Under the circumstances of this case, the Family Court providently exercised its discretion in denying that branch of the mother's motion which was for a change of venue. The proceedings before the court were commenced by the father to modify or enforce orders of the Family Court, Nassau County, and Nassau County was therefore a proper venue for those proceedings (see Family Ct Act § 171; Matter of Carter v Van Zile, 162 AD3d 1127, 1128 [2018]). The mother was a resident of Nassau County, and she did not seek to change venue to Bronx County, where she alleged that she resided during the six months prior to the filing of her motion. In any event, the mother's allegation that she no longer resided in Nassau County was properly rejected by the Family Court because it was wholly contradicted by the mother's repeated, on-the-record representations during that six-month period that she still lived in Nassau County, and because the mother refused to provide the court with the Bronx County address where she was purportedly residing. Thus, the mother failed to set forth any good cause for a change of venue (see Family Ct Act § 174; Matter of DeVita v DeVita, 155 AD3d 1587, 1588 [2017]).
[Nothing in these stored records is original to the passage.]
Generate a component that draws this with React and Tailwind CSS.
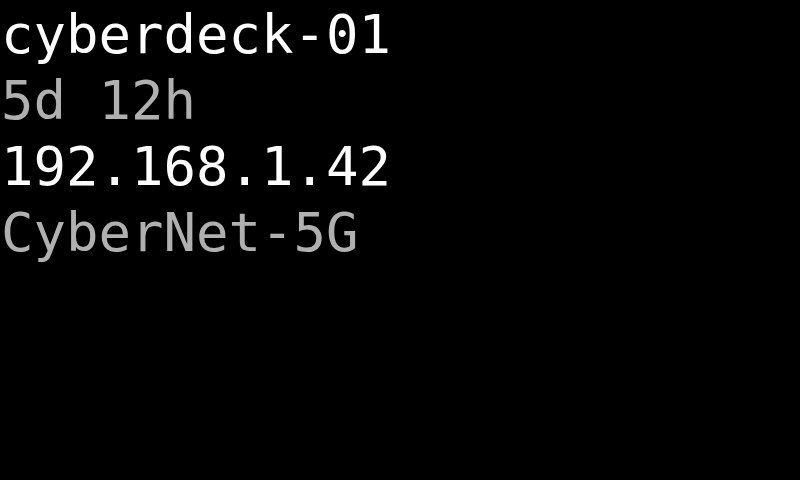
export default function App() {
  const lines = [
    { text: "cyberdeck-01", color: "text-white" },
    { text: "5d 12h", color: "text-[#b0b0b0]" },
    { text: "192.168.1.42", color: "text-white" },
    { text: "CyberNet-5G", color: "text-[#b0b0b0]" },
  ];

  return (
    <div className="w-[800px] h-[480px] bg-black overflow-hidden pt-[2px] pl-[1px] font-['DejaVu_Sans_Mono',monospace] text-[54px] leading-[66px]">
      {lines.map((line) => (
        <div key={line.text} className={line.color + " whitespace-pre"}>
          {line.text}
        </div>
      ))}
    </div>
  );
}
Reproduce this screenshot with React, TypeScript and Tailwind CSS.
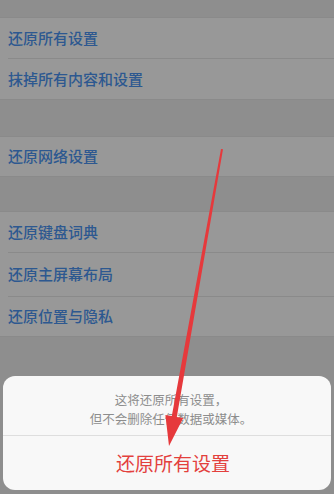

Finally, the Family Court providently exercised its discretion in granting the father's cross motion for an award of attorneys' fees, since it was reasonable for the court to conclude that the mother's repetitive motions and other dilatory tactics were "undertaken primarily to delay or prolong the resolution of the litigation" (22 NYCRR 130-1.1 [c] [2]; see Matter of Mancuso, 48 AD3d 570 [2008]; Ofman v Campos, 12 AD3d 581, 582 [2004]). Brathwaite Nelson, J.P., Miller, Zayas and Dowling, JJ., concur.